▸ **What the task asks**
Identify each line in the records below that contains the word "this", and copy it.

___ Records provided

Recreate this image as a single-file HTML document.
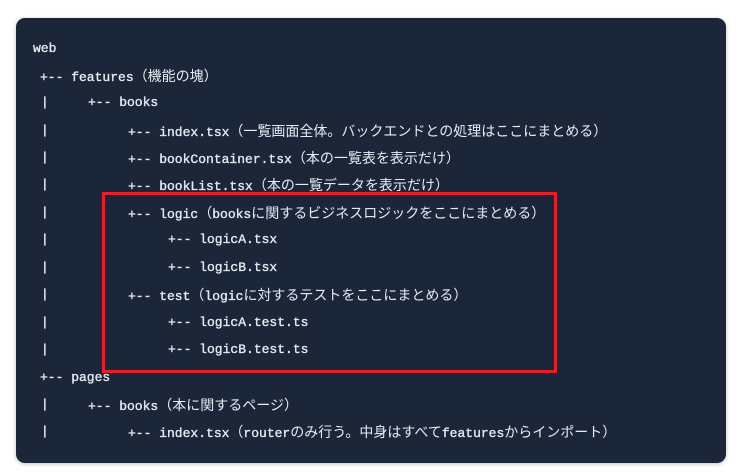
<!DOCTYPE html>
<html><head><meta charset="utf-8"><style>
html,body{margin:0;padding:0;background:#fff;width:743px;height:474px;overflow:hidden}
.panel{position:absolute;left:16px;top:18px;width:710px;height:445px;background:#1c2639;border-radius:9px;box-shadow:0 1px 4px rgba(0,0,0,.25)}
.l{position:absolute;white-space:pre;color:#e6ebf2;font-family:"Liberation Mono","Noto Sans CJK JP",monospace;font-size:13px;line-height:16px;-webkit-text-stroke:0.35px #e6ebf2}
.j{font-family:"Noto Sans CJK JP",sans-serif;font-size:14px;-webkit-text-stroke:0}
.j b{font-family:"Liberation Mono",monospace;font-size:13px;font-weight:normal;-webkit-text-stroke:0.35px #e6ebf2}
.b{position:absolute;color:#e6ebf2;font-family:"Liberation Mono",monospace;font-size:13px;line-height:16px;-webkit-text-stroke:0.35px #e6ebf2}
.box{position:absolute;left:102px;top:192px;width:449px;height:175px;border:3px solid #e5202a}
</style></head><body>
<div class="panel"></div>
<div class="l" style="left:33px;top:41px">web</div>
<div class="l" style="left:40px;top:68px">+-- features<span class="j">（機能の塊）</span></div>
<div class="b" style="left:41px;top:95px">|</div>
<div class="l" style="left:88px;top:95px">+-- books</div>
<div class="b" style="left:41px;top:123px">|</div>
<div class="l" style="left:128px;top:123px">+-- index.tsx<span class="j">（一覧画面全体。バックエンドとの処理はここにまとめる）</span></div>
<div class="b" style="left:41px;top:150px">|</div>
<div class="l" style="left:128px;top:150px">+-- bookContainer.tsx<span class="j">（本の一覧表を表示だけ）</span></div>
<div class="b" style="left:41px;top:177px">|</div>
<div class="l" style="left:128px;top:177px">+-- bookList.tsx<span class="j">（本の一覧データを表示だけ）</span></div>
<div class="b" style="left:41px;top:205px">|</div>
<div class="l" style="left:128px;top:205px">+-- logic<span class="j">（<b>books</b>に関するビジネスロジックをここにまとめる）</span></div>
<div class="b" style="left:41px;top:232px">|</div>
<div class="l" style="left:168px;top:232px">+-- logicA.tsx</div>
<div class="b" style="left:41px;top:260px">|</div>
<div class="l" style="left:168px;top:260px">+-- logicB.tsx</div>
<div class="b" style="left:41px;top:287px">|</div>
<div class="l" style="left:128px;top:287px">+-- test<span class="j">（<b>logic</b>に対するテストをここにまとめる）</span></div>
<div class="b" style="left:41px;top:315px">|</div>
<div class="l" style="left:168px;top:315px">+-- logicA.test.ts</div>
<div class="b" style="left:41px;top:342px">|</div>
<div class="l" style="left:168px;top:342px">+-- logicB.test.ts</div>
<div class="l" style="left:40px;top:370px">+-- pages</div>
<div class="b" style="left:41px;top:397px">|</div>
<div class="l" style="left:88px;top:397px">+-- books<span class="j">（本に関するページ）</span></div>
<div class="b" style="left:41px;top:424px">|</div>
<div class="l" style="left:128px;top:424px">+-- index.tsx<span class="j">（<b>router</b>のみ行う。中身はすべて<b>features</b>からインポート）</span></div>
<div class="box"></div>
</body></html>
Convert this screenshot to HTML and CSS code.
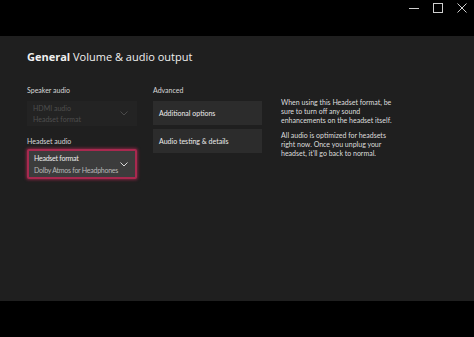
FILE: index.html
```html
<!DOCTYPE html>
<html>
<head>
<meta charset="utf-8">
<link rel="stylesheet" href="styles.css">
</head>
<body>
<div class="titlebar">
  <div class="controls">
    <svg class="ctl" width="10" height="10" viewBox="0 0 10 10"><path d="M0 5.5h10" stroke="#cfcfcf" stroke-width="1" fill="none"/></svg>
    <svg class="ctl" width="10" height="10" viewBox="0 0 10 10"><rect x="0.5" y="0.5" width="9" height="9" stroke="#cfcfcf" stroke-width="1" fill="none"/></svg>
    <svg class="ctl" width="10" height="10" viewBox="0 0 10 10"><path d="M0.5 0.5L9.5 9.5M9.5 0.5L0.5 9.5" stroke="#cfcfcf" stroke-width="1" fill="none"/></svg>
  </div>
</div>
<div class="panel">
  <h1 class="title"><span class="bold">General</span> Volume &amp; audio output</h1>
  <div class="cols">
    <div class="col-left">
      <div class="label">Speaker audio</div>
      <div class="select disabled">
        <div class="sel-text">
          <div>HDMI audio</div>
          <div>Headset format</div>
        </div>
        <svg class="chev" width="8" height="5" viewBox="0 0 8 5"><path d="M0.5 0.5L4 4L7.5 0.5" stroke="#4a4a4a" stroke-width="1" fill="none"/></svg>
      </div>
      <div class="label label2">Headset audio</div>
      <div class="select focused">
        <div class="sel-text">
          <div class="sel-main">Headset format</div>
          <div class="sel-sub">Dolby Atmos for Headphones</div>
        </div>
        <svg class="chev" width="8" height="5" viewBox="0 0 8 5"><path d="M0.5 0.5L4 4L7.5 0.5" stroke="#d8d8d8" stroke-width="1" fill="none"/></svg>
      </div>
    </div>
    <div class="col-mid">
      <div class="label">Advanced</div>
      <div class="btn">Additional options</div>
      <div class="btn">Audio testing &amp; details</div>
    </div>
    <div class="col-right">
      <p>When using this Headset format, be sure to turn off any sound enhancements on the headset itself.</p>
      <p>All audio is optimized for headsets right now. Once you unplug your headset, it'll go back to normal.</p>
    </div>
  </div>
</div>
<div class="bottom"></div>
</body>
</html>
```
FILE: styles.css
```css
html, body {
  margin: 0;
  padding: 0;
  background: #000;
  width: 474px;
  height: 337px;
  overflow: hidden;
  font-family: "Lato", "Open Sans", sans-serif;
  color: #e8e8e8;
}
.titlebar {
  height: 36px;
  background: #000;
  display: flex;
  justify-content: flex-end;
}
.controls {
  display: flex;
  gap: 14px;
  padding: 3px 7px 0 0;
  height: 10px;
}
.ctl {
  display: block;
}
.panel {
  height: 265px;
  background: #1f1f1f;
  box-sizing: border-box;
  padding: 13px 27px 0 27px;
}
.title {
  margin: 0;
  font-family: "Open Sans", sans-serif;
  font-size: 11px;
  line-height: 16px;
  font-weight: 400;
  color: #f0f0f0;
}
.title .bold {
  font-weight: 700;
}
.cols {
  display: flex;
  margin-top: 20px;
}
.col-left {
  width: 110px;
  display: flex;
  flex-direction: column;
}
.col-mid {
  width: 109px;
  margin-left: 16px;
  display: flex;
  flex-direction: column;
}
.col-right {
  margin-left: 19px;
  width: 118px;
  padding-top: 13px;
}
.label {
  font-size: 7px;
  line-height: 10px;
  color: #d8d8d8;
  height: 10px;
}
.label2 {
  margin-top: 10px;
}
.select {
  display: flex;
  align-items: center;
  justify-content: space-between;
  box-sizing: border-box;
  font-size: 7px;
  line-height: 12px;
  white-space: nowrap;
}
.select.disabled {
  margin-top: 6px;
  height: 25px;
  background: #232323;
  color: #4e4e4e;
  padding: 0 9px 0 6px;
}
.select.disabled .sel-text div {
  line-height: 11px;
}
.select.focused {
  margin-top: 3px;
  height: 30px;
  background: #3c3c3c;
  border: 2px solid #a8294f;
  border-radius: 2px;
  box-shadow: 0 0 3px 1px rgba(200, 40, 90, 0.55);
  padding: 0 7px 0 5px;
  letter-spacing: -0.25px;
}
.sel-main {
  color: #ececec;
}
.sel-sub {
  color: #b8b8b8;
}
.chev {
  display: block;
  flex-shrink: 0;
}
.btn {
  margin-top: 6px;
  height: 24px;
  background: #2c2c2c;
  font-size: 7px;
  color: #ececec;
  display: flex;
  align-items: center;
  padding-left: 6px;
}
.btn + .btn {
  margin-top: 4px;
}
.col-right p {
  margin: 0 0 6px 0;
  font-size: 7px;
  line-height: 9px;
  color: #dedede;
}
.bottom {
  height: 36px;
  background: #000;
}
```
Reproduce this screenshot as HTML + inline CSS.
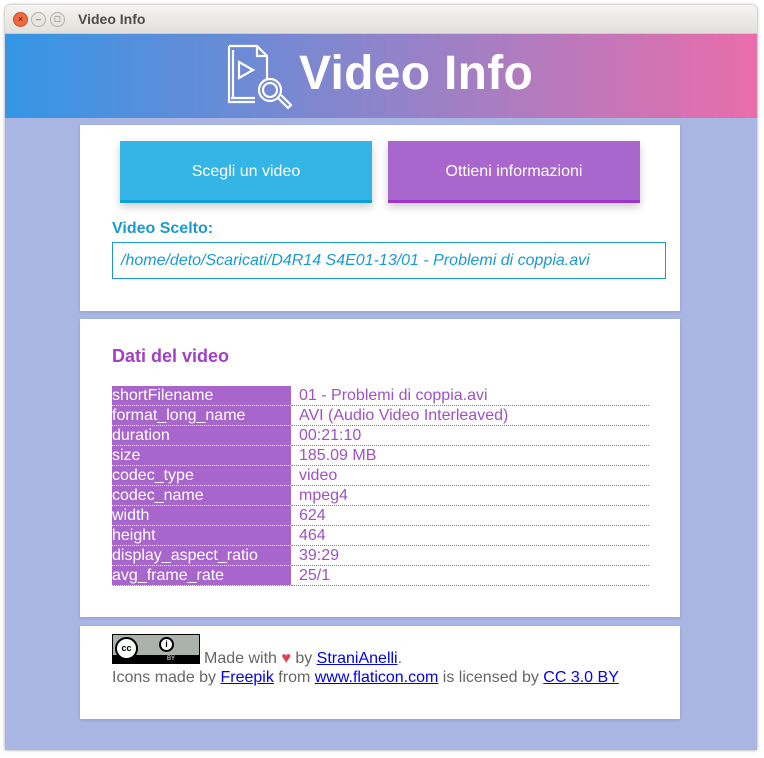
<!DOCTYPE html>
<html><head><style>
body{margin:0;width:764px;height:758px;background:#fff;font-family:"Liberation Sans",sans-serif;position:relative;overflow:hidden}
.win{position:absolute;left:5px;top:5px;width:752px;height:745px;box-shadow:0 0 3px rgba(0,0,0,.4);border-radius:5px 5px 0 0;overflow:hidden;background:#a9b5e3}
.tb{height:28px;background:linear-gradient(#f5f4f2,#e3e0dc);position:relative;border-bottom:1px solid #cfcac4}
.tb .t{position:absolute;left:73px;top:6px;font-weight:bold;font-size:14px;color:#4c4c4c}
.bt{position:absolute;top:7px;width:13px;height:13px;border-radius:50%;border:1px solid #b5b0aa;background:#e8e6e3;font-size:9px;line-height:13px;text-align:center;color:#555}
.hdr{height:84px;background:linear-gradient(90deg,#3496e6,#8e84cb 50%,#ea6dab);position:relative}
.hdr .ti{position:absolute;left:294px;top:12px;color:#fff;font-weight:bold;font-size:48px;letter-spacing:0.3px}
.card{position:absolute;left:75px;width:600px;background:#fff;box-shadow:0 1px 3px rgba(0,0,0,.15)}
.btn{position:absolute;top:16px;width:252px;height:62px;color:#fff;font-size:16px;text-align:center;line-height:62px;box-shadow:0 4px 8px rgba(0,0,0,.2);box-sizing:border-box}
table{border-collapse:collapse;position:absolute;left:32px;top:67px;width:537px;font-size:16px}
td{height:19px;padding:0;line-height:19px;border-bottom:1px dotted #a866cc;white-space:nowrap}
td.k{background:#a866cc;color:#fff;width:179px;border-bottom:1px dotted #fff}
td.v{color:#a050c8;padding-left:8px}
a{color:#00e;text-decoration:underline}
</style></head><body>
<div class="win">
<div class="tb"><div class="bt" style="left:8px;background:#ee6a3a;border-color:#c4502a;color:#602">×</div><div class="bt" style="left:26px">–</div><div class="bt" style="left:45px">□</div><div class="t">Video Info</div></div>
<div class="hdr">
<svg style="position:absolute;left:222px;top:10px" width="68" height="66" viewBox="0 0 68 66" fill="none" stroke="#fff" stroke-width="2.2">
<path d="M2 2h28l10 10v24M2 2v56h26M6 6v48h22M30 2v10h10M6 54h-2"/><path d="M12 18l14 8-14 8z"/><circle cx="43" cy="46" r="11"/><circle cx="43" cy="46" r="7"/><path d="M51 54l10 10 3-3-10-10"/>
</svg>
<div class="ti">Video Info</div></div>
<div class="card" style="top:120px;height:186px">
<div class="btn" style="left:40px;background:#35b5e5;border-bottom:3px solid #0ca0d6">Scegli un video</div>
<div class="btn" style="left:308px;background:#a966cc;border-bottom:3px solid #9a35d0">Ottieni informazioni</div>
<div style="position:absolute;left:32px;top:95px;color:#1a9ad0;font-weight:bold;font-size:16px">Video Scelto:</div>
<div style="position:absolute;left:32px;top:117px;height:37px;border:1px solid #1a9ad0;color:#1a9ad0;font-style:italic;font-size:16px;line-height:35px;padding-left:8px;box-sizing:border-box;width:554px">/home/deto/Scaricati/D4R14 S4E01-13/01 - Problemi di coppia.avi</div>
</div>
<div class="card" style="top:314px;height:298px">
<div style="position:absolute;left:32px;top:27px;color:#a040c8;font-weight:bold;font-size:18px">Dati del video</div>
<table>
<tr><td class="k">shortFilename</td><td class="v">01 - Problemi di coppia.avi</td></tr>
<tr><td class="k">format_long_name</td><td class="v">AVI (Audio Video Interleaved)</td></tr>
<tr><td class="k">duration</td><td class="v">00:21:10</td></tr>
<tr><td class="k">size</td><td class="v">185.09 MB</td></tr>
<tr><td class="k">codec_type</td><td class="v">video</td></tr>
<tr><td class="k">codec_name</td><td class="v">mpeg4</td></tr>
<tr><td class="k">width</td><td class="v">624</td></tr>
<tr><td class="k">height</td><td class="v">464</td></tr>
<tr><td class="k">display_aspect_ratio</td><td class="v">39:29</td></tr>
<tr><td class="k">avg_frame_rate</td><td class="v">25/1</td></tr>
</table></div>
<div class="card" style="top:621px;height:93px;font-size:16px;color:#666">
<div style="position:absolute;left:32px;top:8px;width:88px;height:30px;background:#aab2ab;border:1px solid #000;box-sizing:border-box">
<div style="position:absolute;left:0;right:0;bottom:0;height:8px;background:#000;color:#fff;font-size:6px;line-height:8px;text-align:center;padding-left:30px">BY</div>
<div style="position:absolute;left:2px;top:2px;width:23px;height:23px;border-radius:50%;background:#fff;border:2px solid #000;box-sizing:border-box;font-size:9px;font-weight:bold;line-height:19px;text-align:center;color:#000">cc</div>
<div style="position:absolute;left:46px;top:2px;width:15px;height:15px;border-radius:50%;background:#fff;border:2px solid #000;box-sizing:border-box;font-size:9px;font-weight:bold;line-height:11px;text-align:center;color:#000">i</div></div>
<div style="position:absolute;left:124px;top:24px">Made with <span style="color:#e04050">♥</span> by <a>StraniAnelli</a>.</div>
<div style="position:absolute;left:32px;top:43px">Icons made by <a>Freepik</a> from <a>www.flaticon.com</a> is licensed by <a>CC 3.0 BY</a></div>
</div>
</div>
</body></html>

______

▸ **Exercise solution**
Recreate this image as a single-file HTML document.
Convert this screenshot to HTML and CSS code.
      <p>When using this Headset format, be sure to turn off any sound enhancements on the headset itself.</p>
Reproduce this screenshot as HTML + inline CSS.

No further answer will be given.